**Set task:**
Reproduce all the material exactly, minus any pictures it holds.
* START Dataset content *
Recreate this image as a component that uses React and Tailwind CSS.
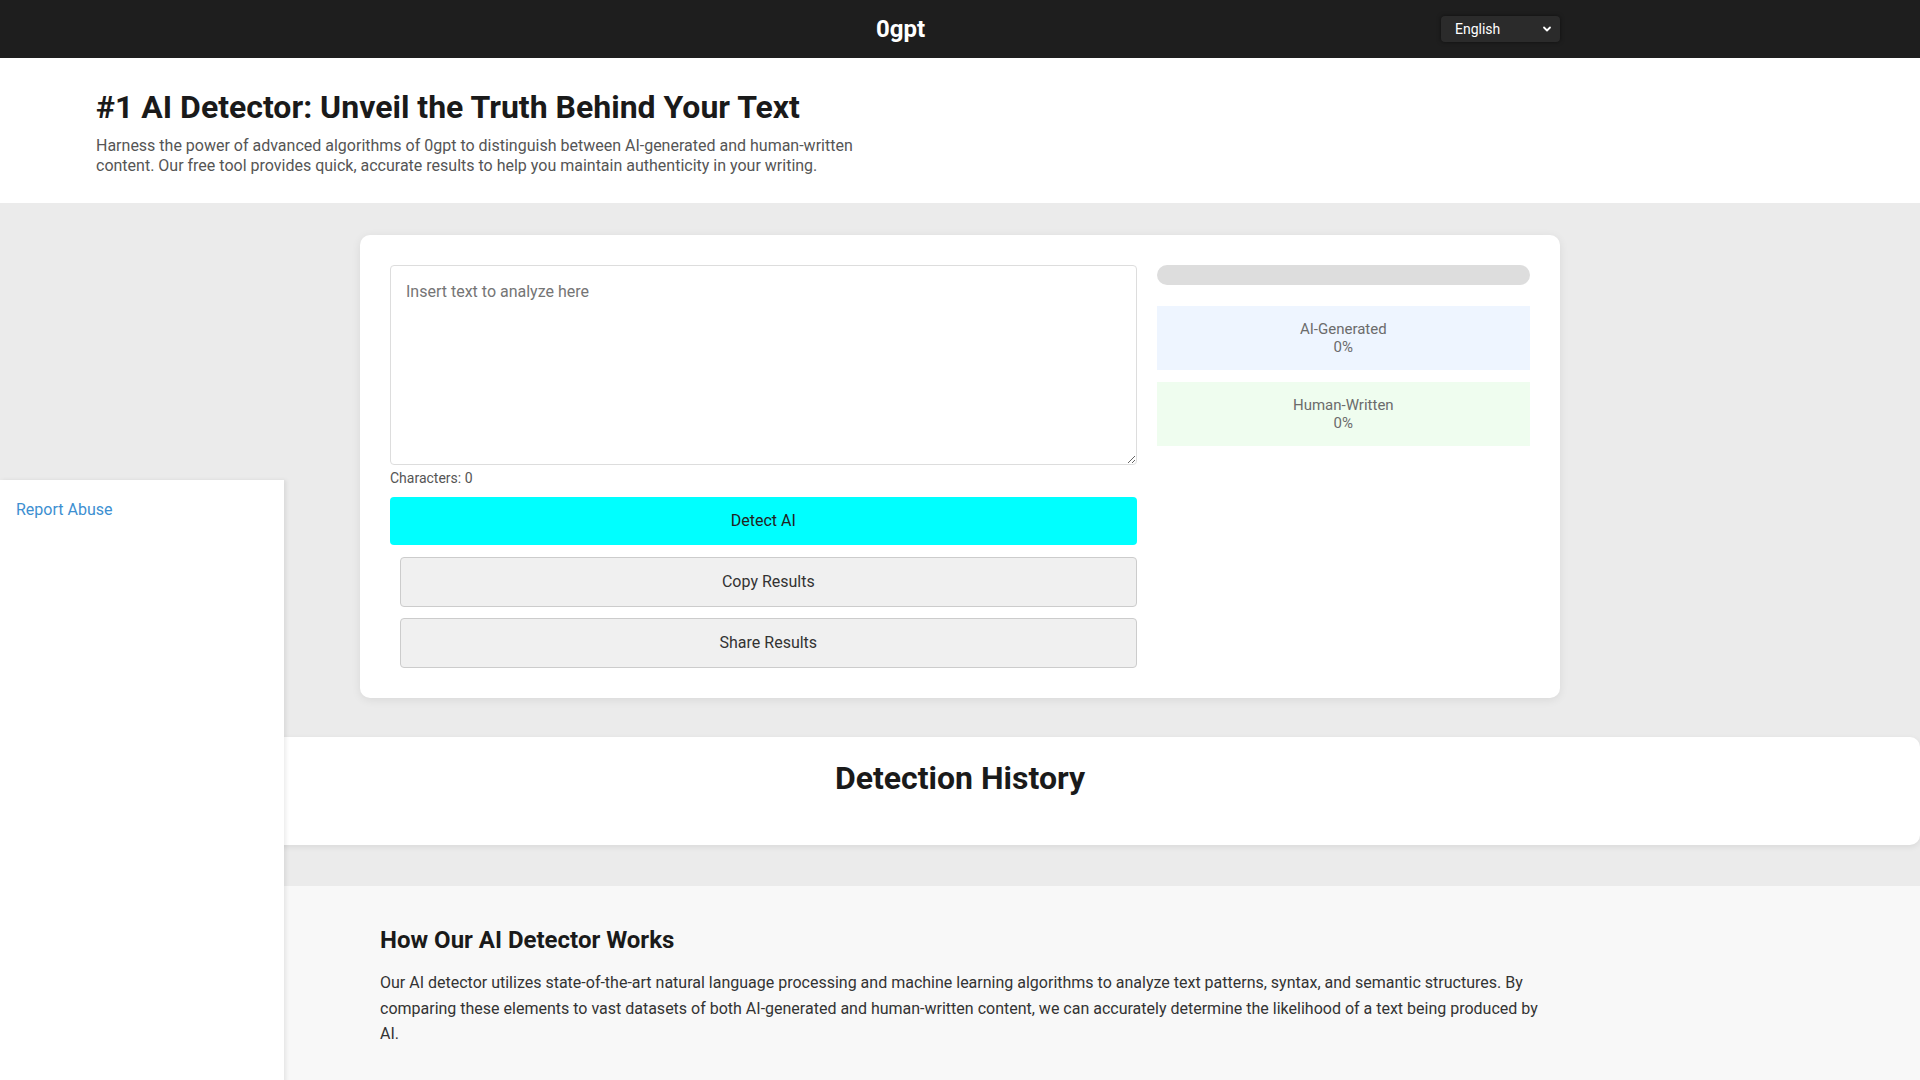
import React, { useState } from "react";

const App = () => {
  const [text, setText] = useState("");

  return (
    <div className="relative min-h-[1080px] bg-[#ebebeb] font-['Roboto',sans-serif] text-[#222]">
      {/* Header */}
      <header className="h-[58px] bg-[#1e1e1e]">
        <div className="mx-auto flex h-full w-[1200px] items-center">
          <div className="flex-1 text-center text-[24px] font-bold text-white">0gpt</div>
          <div className="flex h-[26px] w-[119px] items-center justify-between rounded-[4px] bg-[#2b2b2b] pl-[14px] pr-[8px] text-[14px] text-white shadow-[0_0_4px_rgba(0,0,0,0.5)]">
            <span>English</span>
            <svg width="10" height="10" viewBox="0 0 10 10" fill="none">
              <path d="M2 3.5 L5 6.5 L8 3.5" stroke="white" strokeWidth="1.8" strokeLinecap="round" strokeLinejoin="round" />
            </svg>
          </div>
        </div>
      </header>

      {/* Hero */}
      <section className="bg-white pb-[28px] pl-[96px] pt-[30px]">
        <h1 className="text-[32px] font-bold leading-[38px] text-[#1a1a1a]">
          #1 AI Detector: Unveil the Truth Behind Your Text
        </h1>
        <p className="mt-[10px] max-w-3xl text-[16px] leading-[19.5px] text-[#555]">
          Harness the power of advanced algorithms of 0gpt to distinguish between AI-generated and human-written
          content. Our free tool provides quick, accurate results to help you maintain authenticity in your writing.
        </p>
      </section>

      {/* Detector card */}
      <section className="pt-[32px]">
        <div className="mx-auto grid w-[1200px] grid-cols-[2fr_1fr] gap-[20px] rounded-[10px] bg-white p-[30px] shadow-[0_2px_10px_rgba(0,0,0,0.08)]">
          <div className="flex flex-col">
            <textarea
              value={text}
              onChange={(e) => setText(e.target.value)}
              placeholder="Insert text to analyze here"
              className="h-[200px] w-full rounded-[4px] border border-[#ddd] px-[15px] py-[14px] text-[16px] text-[#333] placeholder-[#757575] outline-none"
            />
            <div className="mt-[5px] text-[14px] leading-[16px] text-[#555]">Characters: {text.length}</div>
            <button className="mt-[11px] h-[48px] w-full rounded-[4px] bg-[#00ffff] text-[16px] text-[#222]">
              Detect AI
            </button>
            <button className="ml-[10px] mt-[12px] h-[50px] rounded-[4px] border border-[#ccc] bg-[#f0f0f0] text-[16px] text-[#333]">
              Copy Results
            </button>
            <button className="ml-[10px] mt-[11px] h-[50px] rounded-[4px] border border-[#ccc] bg-[#f0f0f0] text-[16px] text-[#333]">
              Share Results
            </button>
          </div>
          <div className="flex flex-col">
            <div className="h-[20px] w-full rounded-full bg-[#dddddd]" />
            <div className="mt-[21px] bg-[#eef5ff] py-[14px] text-center text-[15px] leading-[18px] text-[#6b6b6b]">
              <div>AI-Generated</div>
              <div>0%</div>
            </div>
            <div className="mt-[12px] bg-[#effdef] py-[14px] text-center text-[15px] leading-[18px] text-[#6b6b6b]">
              <div>Human-Written</div>
              <div>0%</div>
            </div>
          </div>
        </div>
      </section>

      {/* Detection History */}
      <section className="mt-[39px] rounded-[10px] bg-white pb-[48px] pt-[22px] shadow-[0_2px_6px_rgba(0,0,0,0.08)]">
        <h2 className="text-center text-[32px] font-bold leading-[38px] text-[#1a1a1a]">Detection History</h2>
      </section>

      {/* How it works */}
      <section className="mt-[41px] bg-[#f8f8f8] pb-[40px] pt-[40px]">
        <div className="mx-auto w-[1200px] px-[20px]">
          <h2 className="text-[24px] font-bold leading-[29px] text-[#1a1a1a]">How Our AI Detector Works</h2>
          <p className="mt-[15px] text-[16px] leading-[25.6px] text-[#333]">
            Our AI detector utilizes state-of-the-art natural language processing and machine learning algorithms to
            analyze text patterns, syntax, and semantic structures. By comparing these elements to vast datasets of both
            AI-generated and human-written content, we can accurately determine the likelihood of a text being produced by
            AI.
          </p>
        </div>
      </section>

      {/* Report Abuse widget overlay */}
      <aside className="absolute bottom-0 left-0 top-[480px] w-[284px] bg-white px-[16px] pt-[18px] shadow-[2px_0_4px_rgba(0,0,0,0.08)]">
        <a href="#" className="text-[16px] text-[#3d8fd1]">
          Report Abuse
        </a>
      </aside>
    </div>
  );
};

export default App;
* END Dataset content *
**Result below:**
Recreate this image as a component that uses React and Tailwind CSS.
import React, { useState } from "react";

const App = () => {
  const [text, setText] = useState("");

  return (
    <div className="relative min-h-[1080px] bg-[#ebebeb] font-['Roboto',sans-serif] text-[#222]">
      {/* Header */}
      <header className="h-[58px] bg-[#1e1e1e]">
        <div className="mx-auto flex h-full w-[1200px] items-center">
          <div className="flex-1 text-center text-[24px] font-bold text-white">0gpt</div>
          <div className="flex h-[26px] w-[119px] items-center justify-between rounded-[4px] bg-[#2b2b2b] pl-[14px] pr-[8px] text-[14px] text-white shadow-[0_0_4px_rgba(0,0,0,0.5)]">
            <span>English</span>
            <svg width="10" height="10" viewBox="0 0 10 10" fill="none">
              <path d="M2 3.5 L5 6.5 L8 3.5" stroke="white" strokeWidth="1.8" strokeLinecap="round" strokeLinejoin="round" />
            </svg>
          </div>
        </div>
      </header>

      {/* Hero */}
      <section className="bg-white pb-[28px] pl-[96px] pt-[30px]">
        <h1 className="text-[32px] font-bold leading-[38px] text-[#1a1a1a]">
          #1 AI Detector: Unveil the Truth Behind Your Text
        </h1>
        <p className="mt-[10px] max-w-3xl text-[16px] leading-[19.5px] text-[#555]">
          Harness the power of advanced algorithms of 0gpt to distinguish between AI-generated and human-written
          content. Our free tool provides quick, accurate results to help you maintain authenticity in your writing.
        </p>
      </section>

      {/* Detector card */}
      <section className="pt-[32px]">
        <div className="mx-auto grid w-[1200px] grid-cols-[2fr_1fr] gap-[20px] rounded-[10px] bg-white p-[30px] shadow-[0_2px_10px_rgba(0,0,0,0.08)]">
          <div className="flex flex-col">
            <textarea
              value={text}
              onChange={(e) => setText(e.target.value)}
              placeholder="Insert text to analyze here"
              className="h-[200px] w-full rounded-[4px] border border-[#ddd] px-[15px] py-[14px] text-[16px] text-[#333] placeholder-[#757575] outline-none"
            />
            <div className="mt-[5px] text-[14px] leading-[16px] text-[#555]">Characters: {text.length}</div>
            <button className="mt-[11px] h-[48px] w-full rounded-[4px] bg-[#00ffff] text-[16px] text-[#222]">
              Detect AI
            </button>
            <button className="ml-[10px] mt-[12px] h-[50px] rounded-[4px] border border-[#ccc] bg-[#f0f0f0] text-[16px] text-[#333]">
              Copy Results
            </button>
            <button className="ml-[10px] mt-[11px] h-[50px] rounded-[4px] border border-[#ccc] bg-[#f0f0f0] text-[16px] text-[#333]">
              Share Results
            </button>
          </div>
          <div className="flex flex-col">
            <div className="h-[20px] w-full rounded-full bg-[#dddddd]" />
            <div className="mt-[21px] bg-[#eef5ff] py-[14px] text-center text-[15px] leading-[18px] text-[#6b6b6b]">
              <div>AI-Generated</div>
              <div>0%</div>
            </div>
            <div className="mt-[12px] bg-[#effdef] py-[14px] text-center text-[15px] leading-[18px] text-[#6b6b6b]">
              <div>Human-Written</div>
              <div>0%</div>
            </div>
          </div>
        </div>
      </section>

      {/* Detection History */}
      <section className="mt-[39px] rounded-[10px] bg-white pb-[48px] pt-[22px] shadow-[0_2px_6px_rgba(0,0,0,0.08)]">
        <h2 className="text-center text-[32px] font-bold leading-[38px] text-[#1a1a1a]">Detection History</h2>
      </section>

      {/* How it works */}
      <section className="mt-[41px] bg-[#f8f8f8] pb-[40px] pt-[40px]">
        <div className="mx-auto w-[1200px] px-[20px]">
          <h2 className="text-[24px] font-bold leading-[29px] text-[#1a1a1a]">How Our AI Detector Works</h2>
          <p className="mt-[15px] text-[16px] leading-[25.6px] text-[#333]">
            Our AI detector utilizes state-of-the-art natural language processing and machine learning algorithms to
            analyze text patterns, syntax, and semantic structures. By comparing these elements to vast datasets of both
            AI-generated and human-written content, we can accurately determine the likelihood of a text being produced by
            AI.
          </p>
        </div>
      </section>

      {/* Report Abuse widget overlay */}
      <aside className="absolute bottom-0 left-0 top-[480px] w-[284px] bg-white px-[16px] pt-[18px] shadow-[2px_0_4px_rgba(0,0,0,0.08)]">
        <a href="#" className="text-[16px] text-[#3d8fd1]">
          Report Abuse
        </a>
      </aside>
    </div>
  );
};

export default App;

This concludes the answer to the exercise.